Workshop/ Panel at the International Conference of the International Society for the Study of European Ideas (ISSEI): “Thought in Science and Fiction”
Global Consciousness: Fictional Narratives of Changing World Realities
Literature has always been a platform for reflecting upon reality. The world, as an ‘imagined space’ (Edward Soja), has, for instance, provided a fertile canvas for the creative imagination in a variety of literary genres. As more of the world has been explored, conquered and gradually perceived to be ‘smaller’, the need has also arisen to mould and conceive new world realities in fiction; especially as science still grapples with the blurring of categories intended to capture the global dimension of these realities. In this way, literature has always been intertwined with globalising realities and may figure as a fruitful source in an intellectual and cultural history of global consciousness. The proposed workshop, thus, intends to investigate literary texts which display a concrete sense of the ‘global’ or how it has evolved over time and been conceived in distinct contexts by specific fictional authors.

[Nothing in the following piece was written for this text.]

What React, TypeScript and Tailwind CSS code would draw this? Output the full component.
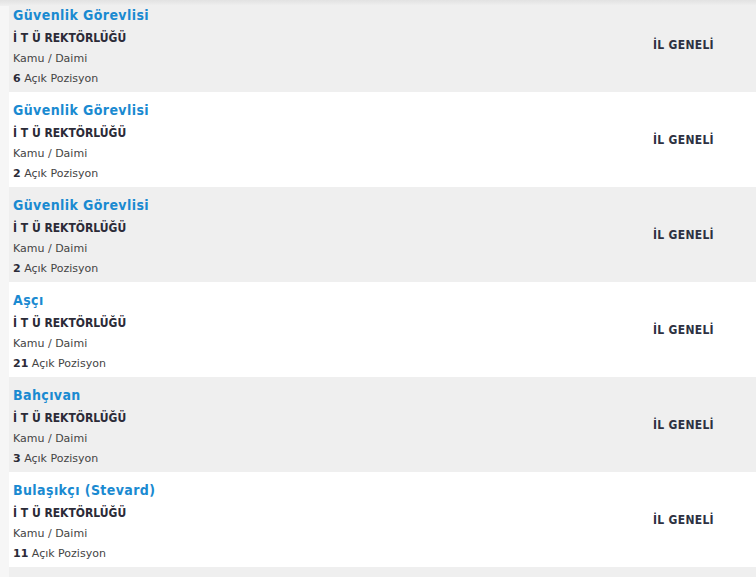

Literature, of course, explores, transports and communicates ideas to the reader in its own distinct ways and can also be seen as a wider part of certain societal debates that deal with political, economic and social transformations. The contribution it makes to these debates, then, rests, firstly, on the way literary texts remap and re-imagine supposed changing realities (e.g. utopian, post-/colonial, science fiction or popular adventure writing) and, secondly, on how they are received by the extended readership. Thus, papers may focus on the picture of the world created and depicted in certain literary texts or the way they are embedded in wider societal and cultural discourses. Moreover, literature consists of diverse narrative elements such as place, time, character, voice and linguistic style. How these key elements of literary texts are affected by dealing with the globality of their time, and the type of global consciousness they create are certainly intertwined with the general focus of the workshop.
Broadly, the workshop will concentrate upon the Anglo-German context, i.e. literature written in English and German, and especially encourages cross-cultural and diachronic comparative approaches. We invite you to submit proposals. They should include an abstract of the presentation (about 300 words in English) and a short CV of no more than two pages, including a list of relevant publications.